Aluminium as an alternative

Not everyone is convinced that copper is set for a supercycle. Julian Kettle, vice-chair of metals and mining at Wood Mackenzie, says higher copper prices will incentivise substitution towards aluminium, which has a lower conductivity than copper, but is much lighter.

In May, London-listed Tirupati Graphite said it had developed a graphene-aluminium composite material that it said had conductivity similar to copper. The company is working with Rolls-Royce on using it to replace copper in thermal, power and propulsion systems, according to a person familiar with the company.

During the last China-driven commodity supercycle, Kettle estimates the copper market lost 2 per cent, or between 400,000 and 500,000 tonnes per year, of demand due to aluminium substitution when prices rose above $6,000 a tonne. 

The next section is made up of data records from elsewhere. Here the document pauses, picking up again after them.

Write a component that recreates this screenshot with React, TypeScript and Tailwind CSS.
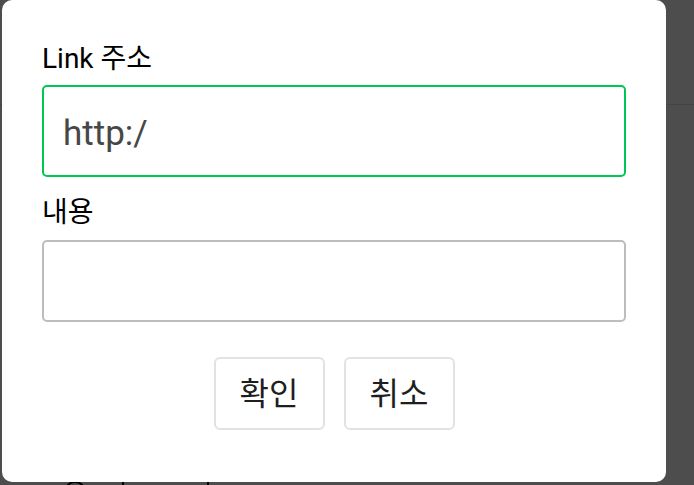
import React from "react";

export default function App() {
  return (
    <div className="relative w-[694px] h-[485px] overflow-hidden bg-[#4d4d4d] font-['Roboto','Noto_Sans_CJK_KR',sans-serif]">
      {/* page behind the dialog */}
      <div className="absolute left-0 top-[104px] w-full h-px bg-[#444444]" />
      <div className="absolute left-[64px] top-[481px] w-[22px] h-[22px] rounded-full border-2 border-black" />
      <div className="absolute left-[122px] top-[482px] w-[2px] h-[4px] bg-black" />
      <div className="absolute left-[207px] top-[482px] w-[2px] h-[4px] bg-black" />

      {/* dialog */}
      <div className="absolute left-[2px] top-0 w-[664px] h-[482px] rounded-[10px] bg-white px-[40px] pt-[44px] flex flex-col">
        <label className="block text-[28px] leading-[30px] text-black">Link 주소</label>
        <input
          readOnly
          value="http:/"
          className="mt-[11px] h-[92px] w-full rounded-[5px] border-2 border-[#00c753] pl-[19px] pt-[4px] text-[35px] text-[#474747] outline-none bg-white font-['Roboto','Noto_Sans_CJK_KR',sans-serif]"
        />
        <label className="mt-[21px] block text-[28px] leading-[30px] text-black">내용</label>
        <textarea
          readOnly
          className="mt-[12px] h-[82px] w-full resize-none rounded-[5px] border-2 border-[#bdbdbd] outline-none bg-white"
        />
        <div className="mt-[35px] flex justify-center gap-[19px]">
          <button className="w-[111px] h-[73px] rounded-[6px] border-2 border-[#e2e2e2] bg-white text-[32px] text-[#1e1e1e]">
            확인
          </button>
          <button className="w-[111px] h-[73px] rounded-[6px] border-2 border-[#e2e2e2] bg-white text-[32px] text-[#1e1e1e]">
            취소
          </button>
        </div>
      </div>
    </div>
  );
}
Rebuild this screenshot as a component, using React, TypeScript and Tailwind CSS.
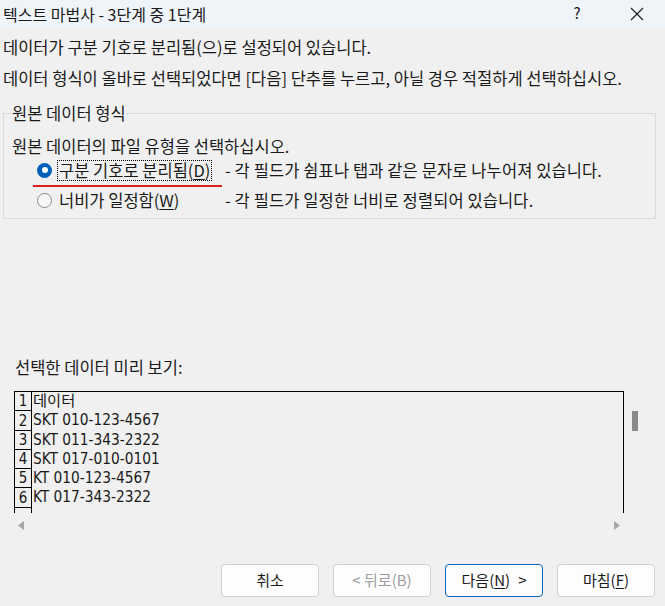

“If raw materials prices are rising quickly, you look at opportunities for thrift,” he says. “It’s back to the law of physics: if the supplies aren’t there, then you cannot consume. The notion the price will go to fanciful numbers on a sustainable basis . . . that [scenario] tells the market you can’t deliver supplies and consumers will look elsewhere.”

But even Kettle concedes that the outlook for the copper market is relatively bullish. It needs to double in size by 2040 if the world is to meet the targets set out in the Paris climate agreement. “If there is one commodity where you will see supercycle characteristics it is copper. But the fundamental drivers aren’t there just yet,” he adds.

Back in the DRC, Ivanhoe Mines has begun searching for another big copper discovery on a parcel of land close to Kamoa-Kakula. And this time the work of its geologists is drawing attention rather than scepticism from big western miners, as well as sovereign wealth funds and international financial institutions, according to Friedland.

“Kamoa wasn’t just the discovery of a mine,” he says. “It was the discovery of a whole new mineral province.”